— The request —
Starting at the first line of the entries below, restate each line exactly until you reach the line with "border-b-0 border-[#acacac] bg-[#f0f0f0]", and print that one too. Leave the pictures out and stop there.

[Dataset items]
···

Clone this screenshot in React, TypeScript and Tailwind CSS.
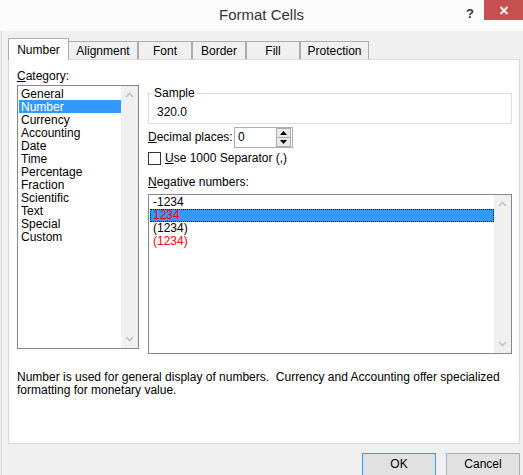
import React from "react";

const font = { fontFamily: '"Liberation Sans", Arial, sans-serif' };

function ChevUp() {
  return (
    <svg width="9" height="6" viewBox="0 0 9 6">
      <path d="M1 5 L4.5 1.5 L8 5" fill="none" stroke="#c2c2c2" strokeWidth="1.6" />
    </svg>
  );
}
function ChevDown() {
  return (
    <svg width="9" height="6" viewBox="0 0 9 6">
      <path d="M1 1 L4.5 4.5 L8 1" fill="none" stroke="#c2c2c2" strokeWidth="1.6" />
    </svg>
  );
}

function Scrollbar() {
  return (
    <div className="w-[17px] h-full bg-[#f0f0f0] flex flex-col items-center justify-between py-[6px]">
      <ChevUp />
      <ChevDown />
    </div>
  );
}

const categories = [
  "General",
  "Number",
  "Currency",
  "Accounting",
  "Date",
  "Time",
  "Percentage",
  "Fraction",
  "Scientific",
  "Text",
  "Special",
  "Custom",
];

const tabCls =
  "h-[18px] border border-b-0 border-[#acacac] bg-[#f0f0f0] flex items-start justify-center pt-[3px]";

export default function App() {
  return (
    <div
      className="w-[523px] h-[475px] overflow-hidden bg-[#f0f0f0] text-[12px] leading-[13px] text-black flex flex-col"
      style={font}
    >
      {/* Title bar */}
      <div className="h-[31px] bg-[#fcfcfc] flex items-start shrink-0">
        <div className="w-[70px] shrink-0" />
        <div className="flex-1 flex justify-center pt-[6px]">
          <span className="text-[15px] leading-[18px] text-[#333333]">Format Cells</span>
        </div>
        <div className="w-[70px] shrink-0 flex items-start justify-end">
          <span className="mt-[6px] mr-[10px] text-[13px] leading-[15px] font-bold text-[#333]">?</span>
          <div className="w-[39px] h-[20px] bg-[#c75050] flex items-center justify-center">
            <svg width="10" height="9" viewBox="0 0 10 9">
              <path d="M1.5 1 L8.5 8 M8.5 1 L1.5 8" stroke="white" strokeWidth="1.8" />
            </svg>
          </div>
        </div>
      </div>

      {/* Body */}
      <div className="flex-1 flex flex-col border-l border-[#d4d4d4] ml-[1px] pl-[6px] pr-[2px] pt-[7px]">
        {/* Tabs */}
        <div className="flex items-end h-[21px] relative z-10">
          <div className="w-[61px] h-[22px] mb-[-1px] bg-white border border-b-0 border-[#acacac] flex items-start justify-center pt-[5px]">
            Number
          </div>
          <div className={"w-[70px] ml-[-1px] " + tabCls}>Alignment</div>
          <div className={"w-[54px] " + tabCls}>Font</div>
          <div className={"w-[54px] " + tabCls}>Border</div>
          <div className={"w-[54px] " + tabCls}>Fill</div>
          <div className={"w-[69px] " + tabCls}>Protection</div>
        </div>

        {/* Panel */}
        <div className="w-[512px] h-[385px] bg-white border border-[#d9d9d9] shrink-0 flex flex-col pl-[8px] pt-[10px]">
          <div className="flex gap-[9px]">
            {/* Left column */}
            <div className="w-[122px] flex flex-col">
              <div className="h-[13px]">
                <span className="underline underline-offset-1">C</span>ategory:
              </div>
              <div className="mt-[2px] h-[264px] border border-[#828790] flex">
                <div className="flex-1 pt-[1px] pl-[1px]">
                  {categories.map((c) => (
                    <div
                      key={c}
                      className={
                        "h-[13px] leading-[15px] pl-[2px] " +
                        (c === "Number" ? "bg-[#3399ff] text-white" : "")
                      }
                    >
                      {c}
                    </div>
                  ))}
                </div>
                <Scrollbar />
              </div>
            </div>

            {/* Right column */}
            <div className="w-[364px] flex flex-col pt-[23px]">
              <div className="h-[31px] border border-[#dcdcdc] pl-[8px] flex flex-col">
                <div className="-mt-[7px] ml-[3px] px-[2px] bg-white w-fit h-[13px] -translate-x-[8px]">Sample</div>
                <div className="mt-[6px] h-[13px]">320.0</div>
              </div>

              <div className="mt-[3px] flex items-center h-[21px]">
                <div className="w-[86px]">
                  <span className="underline underline-offset-1">D</span>ecimal places:
                </div>
                <div className="w-[59px] h-[21px] border border-[#abadb3] bg-white flex items-center">
                  <span className="flex-1 pl-[3px]">0</span>
                  <div className="w-[15px] h-[19px] mr-[1px] border border-[#acacac] bg-[#e9e9e9] flex flex-col">
                    <div className="flex-1 flex items-center justify-center border-b border-[#acacac]">
                      <svg width="7" height="4" viewBox="0 0 7 4">
                        <path d="M0 4 L3.5 0 L7 4 Z" fill="#000" />
                      </svg>
                    </div>
                    <div className="flex-1 flex items-center justify-center">
                      <svg width="7" height="4" viewBox="0 0 7 4">
                        <path d="M0 0 L3.5 4 L7 0 Z" fill="#000" />
                      </svg>
                    </div>
                  </div>
                </div>
              </div>

              <div className="mt-[4px] flex items-center h-[13px] gap-[4px]">
                <div className="w-[13px] h-[13px] border border-[#333] bg-white" />
                <div>
                  <span className="underline underline-offset-1">U</span>se 1000 Separator (,)
                </div>
              </div>

              <div className="mt-[11px] h-[13px]">
                <span className="underline underline-offset-1">N</span>egative numbers:
              </div>

              <div className="mt-[5px] h-[160px] border border-[#828790] flex">
                <div className="flex-1 pt-[1px] pl-[1px]">
                  <div className="h-[13px] pl-[3px]">-1234</div>
                  <div className="h-[13px] pl-[2px] bg-[#3399ff] text-[#ff0000] border border-dotted border-black leading-[11px]">
                    1234
                  </div>
                  <div className="h-[13px] pl-[3px]">(1234)</div>
                  <div className="h-[13px] pl-[3px] text-[#ff0000]">(1234)</div>
                </div>
                <Scrollbar />
              </div>
            </div>
          </div>

          <div className="mt-[17px] w-[495px]">
            Number is used for general display of numbers.&nbsp; Currency and Accounting offer specialized
            formatting for monetary value.
          </div>
        </div>

        {/* Buttons */}
        <div className="mt-[9px] flex justify-end gap-[10px] pr-[1px]">
          <div className="w-[74px] h-[23px] bg-[#e1e1e1] border border-[#3399ff] flex items-center justify-center">
            OK
          </div>
          <div className="w-[74px] h-[23px] bg-[#e1e1e1] border border-[#acacac] flex items-center justify-center">
            Cancel
          </div>
        </div>
      </div>
    </div>
  );
}
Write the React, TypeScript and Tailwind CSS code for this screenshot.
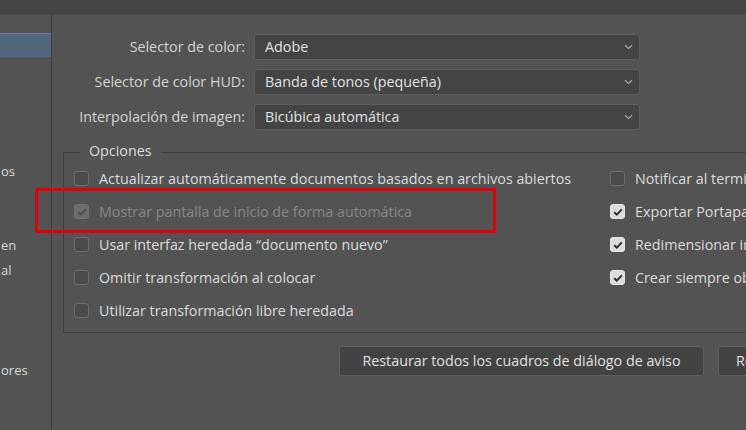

···

— Solution to the problem —
Clone this screenshot in React, TypeScript and Tailwind CSS.
import React from "react";

const font = { fontFamily: '"Liberation Sans", Arial, sans-serif' };

function ChevUp() {
  return (
    <svg width="9" height="6" viewBox="0 0 9 6">
      <path d="M1 5 L4.5 1.5 L8 5" fill="none" stroke="#c2c2c2" strokeWidth="1.6" />
    </svg>
  );
}
function ChevDown() {
  return (
    <svg width="9" height="6" viewBox="0 0 9 6">
      <path d="M1 1 L4.5 4.5 L8 1" fill="none" stroke="#c2c2c2" strokeWidth="1.6" />
    </svg>
  );
}

function Scrollbar() {
  return (
    <div className="w-[17px] h-full bg-[#f0f0f0] flex flex-col items-center justify-between py-[6px]">
      <ChevUp />
      <ChevDown />
    </div>
  );
}

const categories = [
  "General",
  "Number",
  "Currency",
  "Accounting",
  "Date",
  "Time",
  "Percentage",
  "Fraction",
  "Scientific",
  "Text",
  "Special",
  "Custom",
];

const tabCls =
  "h-[18px] border border-b-0 border-[#acacac] bg-[#f0f0f0] flex items-start justify-center pt-[3px]";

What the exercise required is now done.